A discussion of cooling tower design and operation was presented in Section VIII and Appendix VIII of the DEIS. The Department requested ESSA Technologies, Ltd., to review these analyses. This work was performed by D.B. Grogan Associates, Inc. and is included in Appendix V to this FEIS.

The information presented in the DEIS regarding cooling tower design and cost estimates is generally reasonable, based upon the assumptions used for this analysis. In order to determine BTA for individual sites, these assumptions should be modified or expanded to present further site-specific cooling tower alternatives which will result in different construction and operational costs, as well as different environmental impacts. Such additional analyses should include: tower designs based on a variety of wet/dry bulb scenarios; wet towers; a variety of tower fill and nozzle scenarios modified to increase operational efficiency; pre-treatment of cooling tower makeup water; and historical operation information from large, existing wet/dry (hybrid) systems.

The different closed-cycle cooling alternatives each result in different environmental impacts, including land use, aesthetics, fogging, evaporative losses, drift impacts, composition of the blowdown discharge, and thermal effects on the river. Energy efficiency, too, varies among the cooling technologies. For example, wet/dry cooling tower systems create a larger parasitic load when compared with wet systems. This results in a need for replacement power from other facilities whose air and water emissions may have an adverse environmental impact.

Costs of both construction and operation of closed systems are a concern when analyzing cooling system alternatives. The operational costs have been presented in the DEIS, but D.B. Grogan Associates, Inc. points out that the cost of lost electric generation may be significantly different in the present era of power deregulation and may be seriously underestimated in the DEIS.189 Alternative designs that minimize this loss would significantly change the cost projections.

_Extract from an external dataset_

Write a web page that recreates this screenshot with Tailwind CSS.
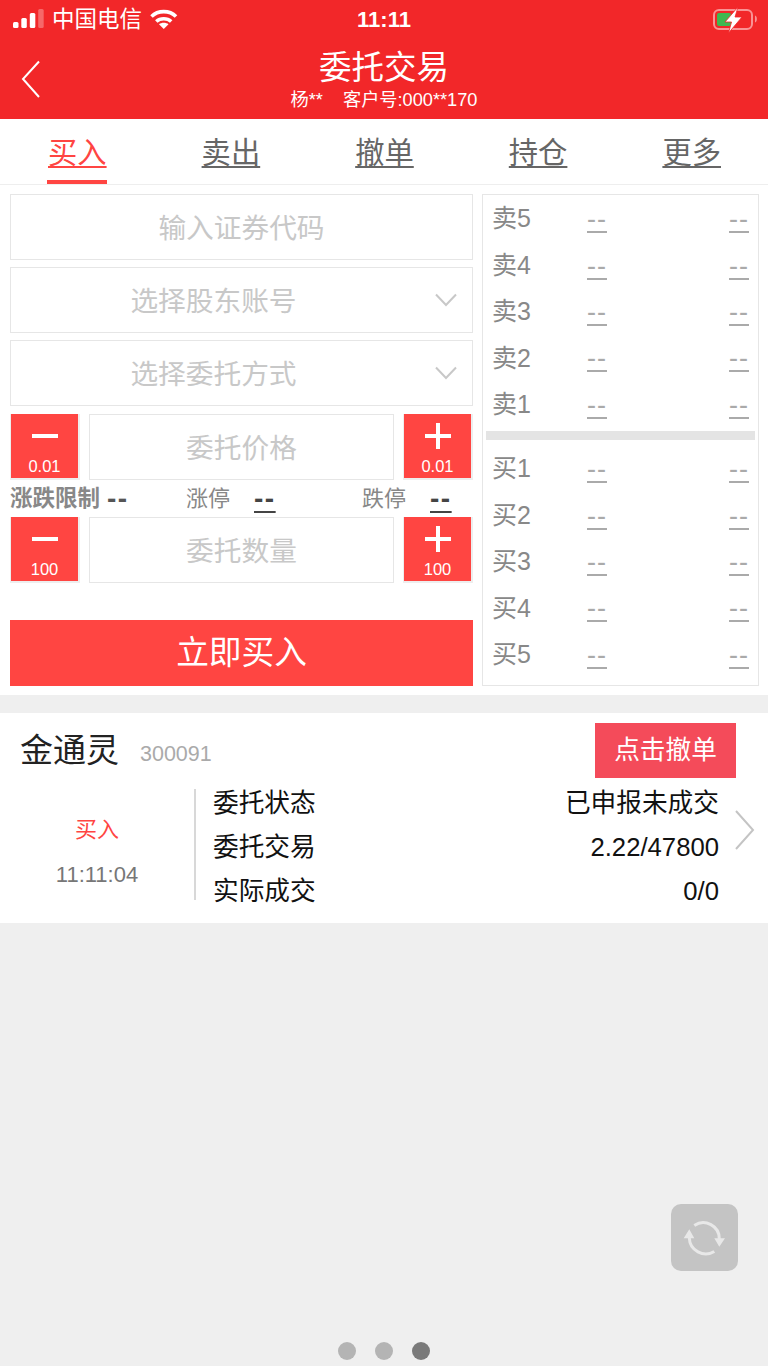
<!DOCTYPE html>
<html lang="zh-CN">
<head>
    <meta name="viewport" content="width=device-width, initial-scale=1.0">
    <meta charset="UTF-8">
    <title>委托交易</title>
    <script src="https://cdn.jsdelivr.net/npm/@tailwindcss/browser@4"></script>
</head>
<body class="bg-[#efefef] h-[1366px] w-[768px] overflow-hidden relative font-['Liberation_Sans','Noto_Sans_CJK_SC',sans-serif]">
    <!-- 状态栏 + 标题 -->
    <header class="bg-[#f22729] h-[119px] text-white">
        <div class="h-[40px] grid grid-cols-3 items-center px-[12px]">
            <div class="flex items-center whitespace-nowrap">
                <svg class="shrink-0" width="34" height="22" viewBox="0 0 34 22" fill="#fff">
                    <rect x="1" y="13" width="5.500" height="6" rx="1.500"/>
                    <rect x="9.300" y="9" width="5.500" height="10" rx="1.500"/>
                    <rect x="17.800" y="4" width="5.500" height="15" rx="1.500"/>
                    <rect x="26.200" y="0" width="5.500" height="19" rx="1.500" fill-opacity=".3"/>
                </svg>
                <span class="text-[22.500px] ml-[6px] leading-none">中国电信</span>
                <svg class="ml-[8px] shrink-0" width="28" height="22" viewBox="0 0 28 22" fill="none" stroke="#fff" stroke-width="3.600">
                    <path d="M1.500 7.500C8 1 19.500 1 26 7.500"/>
                    <path d="M6.300 12.500C10.300 8.800 17.200 8.800 21.200 12.500"/>
                    <path d="M13.750 20L9 15.300C11.500 13.300 16 13.300 18.500 15.300Z" fill="#fff" stroke="none"/>
                </svg>
            </div>
            <div class="text-center text-[22px] font-bold leading-none">11:11</div>
            <div class="flex justify-end">
                <svg class="mr-[-3px]" width="46" height="26" viewBox="0 0 46 26">
                    <rect x="1" y="3" width="38" height="19" rx="5" fill="none" stroke="#fff" stroke-opacity=".5" stroke-width="2"/>
                    <rect x="4" y="6" width="14" height="13" rx="2" fill="#3fb950"/>
                    <path d="M42 8.500c2.500.5 2.500 6.500 0 7z" fill="#fff" fill-opacity=".5"/>
                    <path d="M25 0L12 15h6.500l-3 11L29 10h-7z" fill="#fff" stroke="#f22729" stroke-width=".8"/>
                </svg>
            </div>
        </div>
        <div class="relative h-[79px] text-center">
            <svg class="absolute left-[21px] top-[20px]" width="20" height="38" viewBox="0 0 20 38" fill="none" stroke="#fff" stroke-width="2">
                <path d="M18 1.500L2 19l16 18"/>
            </svg>
            <h1 class="text-[32.500px] leading-[40px] pt-[8px]">委托交易</h1>
            <p class="text-[18.200px] leading-[22px] mt-[1px]">杨**<span class="ml-[20px]">客户号:000**170</span></p>
        </div>
    </header>

    <!-- 标签 -->
    <nav class="bg-white h-[66px] grid grid-cols-5 border-b border-[#eeeeee] text-[29.300px] text-[#666] text-center">
        <div class="relative h-[65px] pt-[2px] pl-[1px] leading-[63px]"><span class="text-[#ff4542] underline underline-offset-[3px]">买入</span><div class="absolute bottom-0 left-[47px] w-[60px] h-[4px] bg-[#ff4542]"></div></div>
        <div class="h-[65px] pt-[2px] pl-[1px] leading-[63px]"><span class="underline underline-offset-[3px]">卖出</span></div>
        <div class="h-[65px] pt-[2px] pl-[1px] leading-[63px]"><span class="underline underline-offset-[3px]">撤单</span></div>
        <div class="h-[65px] pt-[2px] pl-[1px] leading-[63px]"><span class="underline underline-offset-[3px]">持仓</span></div>
        <div class="h-[65px] pt-[2px] pl-[1px] leading-[63px]"><span class="underline underline-offset-[3px]">更多</span></div>
    </nav>

    <!-- 下单区 -->
    <section class="bg-white h-[510px] pt-[9px] pl-[10px] pr-[9px] flex gap-[9px]">
        <div class="w-[463px] flex flex-col text-[27.700px] text-[#c8c8c8] text-center">
            <div class="h-[66px] border border-[#e6e6e6] leading-[67px]">输入证券代码</div>
            <div class="relative h-[66px] mt-[7px] border border-[#e6e6e6] leading-[67px] pr-[56px]">选择股东账号
                <svg class="absolute right-[15px] top-[25px]" width="22" height="14" viewBox="0 0 22 14" fill="none" stroke="#c8c8c8" stroke-width="2"><path d="M1 1.500l10 10.500 10-10.500"/></svg>
            </div>
            <div class="relative h-[66px] mt-[7px] border border-[#e6e6e6] leading-[67px] pr-[56px]">选择委托方式
                <svg class="absolute right-[15px] top-[25px]" width="22" height="14" viewBox="0 0 22 14" fill="none" stroke="#c8c8c8" stroke-width="2"><path d="M1 1.500l10 10.500 10-10.500"/></svg>
            </div>

            <div class="flex justify-between h-[66px] mt-[8px]">
                <div class="w-[70px] border-l border-r-2 border-b-2 border-[#eeeeee]">
                    <div class="h-[64px] bg-[#ff4542] text-white flex flex-col items-center">
                        <div class="w-[26px] h-[4px] bg-white mt-[20px]"></div>
                        <div class="text-[16.500px] leading-[20px] mt-[18px]">0.01</div>
                    </div>
                </div>
                <div class="w-[305px] border border-[#e6e6e6] leading-[67px]">委托价格</div>
                <div class="w-[70px] border-l border-r-2 border-b-2 border-[#eeeeee]">
                    <div class="relative h-[64px] bg-[#ff4542] text-white flex flex-col items-center">
                        <div class="w-[26px] h-[4px] bg-white mt-[20px]"></div>
                        <div class="absolute top-[9px] w-[4px] h-[26px] bg-white"></div>
                        <div class="text-[16.500px] leading-[20px] mt-[18px]">0.01</div>
                    </div>
                </div>
            </div>

            <div class="relative h-[37px] text-[22px] leading-[38px] text-[#888]">
                <span class="absolute left-0 font-bold text-[22.500px]">涨跌限制</span>
                <span class="absolute left-[97px] font-bold text-[#555] text-[28px] tracking-[1.500px]">--</span>
                <span class="absolute left-[176px]">涨停</span>
                <span class="absolute left-[244px] font-bold text-[#444] text-[28px] tracking-[1.500px] underline underline-offset-[3px] decoration-2">--</span>
                <span class="absolute left-[352px]">跌停</span>
                <span class="absolute left-[420px] font-bold text-[#444] text-[28px] tracking-[1.500px] underline underline-offset-[3px] decoration-2">--</span>
            </div>

            <div class="flex justify-between h-[66px]">
                <div class="w-[70px] border-l border-r-2 border-b-2 border-[#eeeeee]">
                    <div class="h-[64px] bg-[#ff4542] text-white flex flex-col items-center">
                        <div class="w-[26px] h-[4px] bg-white mt-[20px]"></div>
                        <div class="text-[16.500px] leading-[20px] mt-[18px]">100</div>
                    </div>
                </div>
                <div class="w-[305px] border border-[#e6e6e6] leading-[67px]">委托数量</div>
                <div class="w-[70px] border-l border-r-2 border-b-2 border-[#eeeeee]">
                    <div class="relative h-[64px] bg-[#ff4542] text-white flex flex-col items-center">
                        <div class="w-[26px] h-[4px] bg-white mt-[20px]"></div>
                        <div class="absolute top-[9px] w-[4px] h-[26px] bg-white"></div>
                        <div class="text-[16.500px] leading-[20px] mt-[18px]">100</div>
                    </div>
                </div>
            </div>

            <button class="mt-[37px] h-[66px] bg-[#ff4542] text-white text-[32.700px]">立即买入</button>
        </div>

        <!-- 五档 -->
        <div class="w-[277px] h-[492px] border border-[#e6e6e6] text-[25px] text-[#888]">
            <div class="pt-[1px]">
                <div class="h-[46.400px] grid grid-cols-[95px_1fr_1fr] items-center px-[9px]"><span>卖5</span><span class="text-[27px] leading-[36px] tracking-[1px] text-[#aaa] underline underline-offset-[3px]">--</span><span class="text-[27px] leading-[36px] tracking-[1px] text-[#aaa] text-right underline underline-offset-[3px]">--</span></div>
                <div class="h-[46.400px] grid grid-cols-[95px_1fr_1fr] items-center px-[9px]"><span>卖4</span><span class="text-[27px] leading-[36px] tracking-[1px] text-[#aaa] underline underline-offset-[3px]">--</span><span class="text-[27px] leading-[36px] tracking-[1px] text-[#aaa] text-right underline underline-offset-[3px]">--</span></div>
                <div class="h-[46.400px] grid grid-cols-[95px_1fr_1fr] items-center px-[9px]"><span>卖3</span><span class="text-[27px] leading-[36px] tracking-[1px] text-[#aaa] underline underline-offset-[3px]">--</span><span class="text-[27px] leading-[36px] tracking-[1px] text-[#aaa] text-right underline underline-offset-[3px]">--</span></div>
                <div class="h-[46.400px] grid grid-cols-[95px_1fr_1fr] items-center px-[9px]"><span>卖2</span><span class="text-[27px] leading-[36px] tracking-[1px] text-[#aaa] underline underline-offset-[3px]">--</span><span class="text-[27px] leading-[36px] tracking-[1px] text-[#aaa] text-right underline underline-offset-[3px]">--</span></div>
                <div class="h-[46.400px] grid grid-cols-[95px_1fr_1fr] items-center px-[9px]"><span>卖1</span><span class="text-[27px] leading-[36px] tracking-[1px] text-[#aaa] underline underline-offset-[3px]">--</span><span class="text-[27px] leading-[36px] tracking-[1px] text-[#aaa] text-right underline underline-offset-[3px]">--</span></div>
            </div>
            <div class="h-[9px] mx-[3px] mt-[3px] mb-[6px] bg-[#e4e4e4]"></div>
            <div>
                <div class="h-[46.400px] grid grid-cols-[95px_1fr_1fr] items-center px-[9px]"><span>买1</span><span class="text-[27px] leading-[36px] tracking-[1px] text-[#aaa] underline underline-offset-[3px]">--</span><span class="text-[27px] leading-[36px] tracking-[1px] text-[#aaa] text-right underline underline-offset-[3px]">--</span></div>
                <div class="h-[46.400px] grid grid-cols-[95px_1fr_1fr] items-center px-[9px]"><span>买2</span><span class="text-[27px] leading-[36px] tracking-[1px] text-[#aaa] underline underline-offset-[3px]">--</span><span class="text-[27px] leading-[36px] tracking-[1px] text-[#aaa] text-right underline underline-offset-[3px]">--</span></div>
                <div class="h-[46.400px] grid grid-cols-[95px_1fr_1fr] items-center px-[9px]"><span>买3</span><span class="text-[27px] leading-[36px] tracking-[1px] text-[#aaa] underline underline-offset-[3px]">--</span><span class="text-[27px] leading-[36px] tracking-[1px] text-[#aaa] text-right underline underline-offset-[3px]">--</span></div>
                <div class="h-[46.400px] grid grid-cols-[95px_1fr_1fr] items-center px-[9px]"><span>买4</span><span class="text-[27px] leading-[36px] tracking-[1px] text-[#aaa] underline underline-offset-[3px]">--</span><span class="text-[27px] leading-[36px] tracking-[1px] text-[#aaa] text-right underline underline-offset-[3px]">--</span></div>
                <div class="h-[46.400px] grid grid-cols-[95px_1fr_1fr] items-center px-[9px]"><span>买5</span><span class="text-[27px] leading-[36px] tracking-[1px] text-[#aaa] underline underline-offset-[3px]">--</span><span class="text-[27px] leading-[36px] tracking-[1px] text-[#aaa] text-right underline underline-offset-[3px]">--</span></div>
            </div>
        </div>
    </section>

    <!-- 委托记录 -->
    <section class="bg-white h-[210px] mt-[18px] relative">
        <div class="h-[76px] flex items-center pl-[20px] pr-[32px]">
            <span class="text-[33px] text-[#222]">金通灵</span>
            <span class="text-[21.500px] text-[#aaa] ml-[21px] mt-[6px]">300091</span>
            <button class="ml-auto w-[141px] h-[55px] mt-[-2px] bg-[#f44b5a] text-white text-[25.700px]">点击撤单</button>
        </div>
        <div class="flex">
            <div class="w-[196px] h-[111px] border-r-2 border-[#d8d8d8] text-center text-[22px]">
                <div class="text-[#ff4542] pt-[27px] leading-[28px]">买入</div>
                <div class="text-[#777] mt-[17px] leading-[28px]">11:11:04</div>
            </div>
            <div class="pl-[17px] w-[523px] text-[25.700px] text-[#111] leading-[44px] mt-[-8px]">
                <div class="flex justify-between"><span>委托状态</span><span>已申报未成交</span></div>
                <div class="flex justify-between"><span>委托交易</span><span>2.22/47800</span></div>
                <div class="flex justify-between"><span>实际成交</span><span>0/0</span></div>
            </div>
        </div>
        <svg class="absolute left-[735px] top-[97px]" width="20" height="40" viewBox="0 0 20 40" fill="none" stroke="#c4c4c4" stroke-width="2"><path d="M1 1l17 19L1 39"/></svg>
    </section>

    <!-- 刷新 -->
    <div class="absolute left-[671px] top-[1204px] w-[67px] h-[67px] rounded-[10px] bg-[#c4c4c4]">
        <svg width="67" height="67" viewBox="0 0 67 67" fill="none" stroke="#e8e8e8" stroke-width="3">
            <path d="M23.300 21.500A16 16 0 0 1 48.300 35"/>
            <path d="M18.300 34A16.500 16.500 0 0 0 43.300 47.500"/>
            <path d="M12.700 34.300h10.600l-5-9zM43.300 34.300H54l-5.700 8.400z" fill="#e8e8e8" stroke="none"/>
        </svg>
    </div>

    <!-- 分页点 -->
    <div class="absolute top-[1342px] left-[338px] flex gap-[19px]">
        <div class="w-[18px] h-[18px] rounded-full bg-[#b4b4b4]"></div>
        <div class="w-[18px] h-[18px] rounded-full bg-[#b4b4b4]"></div>
        <div class="w-[18px] h-[18px] rounded-full bg-[#7a7a7a]"></div>
    </div>
</body>
</html>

A recent EPA update, published on March 19, 2003, concerning 40 CFR Part 125, Proposed Regulations To Establish Requirements for CWIS at Phase II Existing Facilities; Notice of Data Availability; Proposed Rule, provides additional information on the cost of connecting a new facility to a closed-cycle system. It noted that the period of time for interconnections to be made for installations at existing facilities should be increased from EPAs earlier estimate and could require up to seven months at nuclear facilities. This could significantly increase the cost of closed-cycle systems unless very detailed planning and construction schedules are carried out to expeditiously complete this activity. Other revisions in EPAs analysis, however, show that compliance costs may actually be lower regarding energy penalties than originally forecast.

189 Grogan, 2000.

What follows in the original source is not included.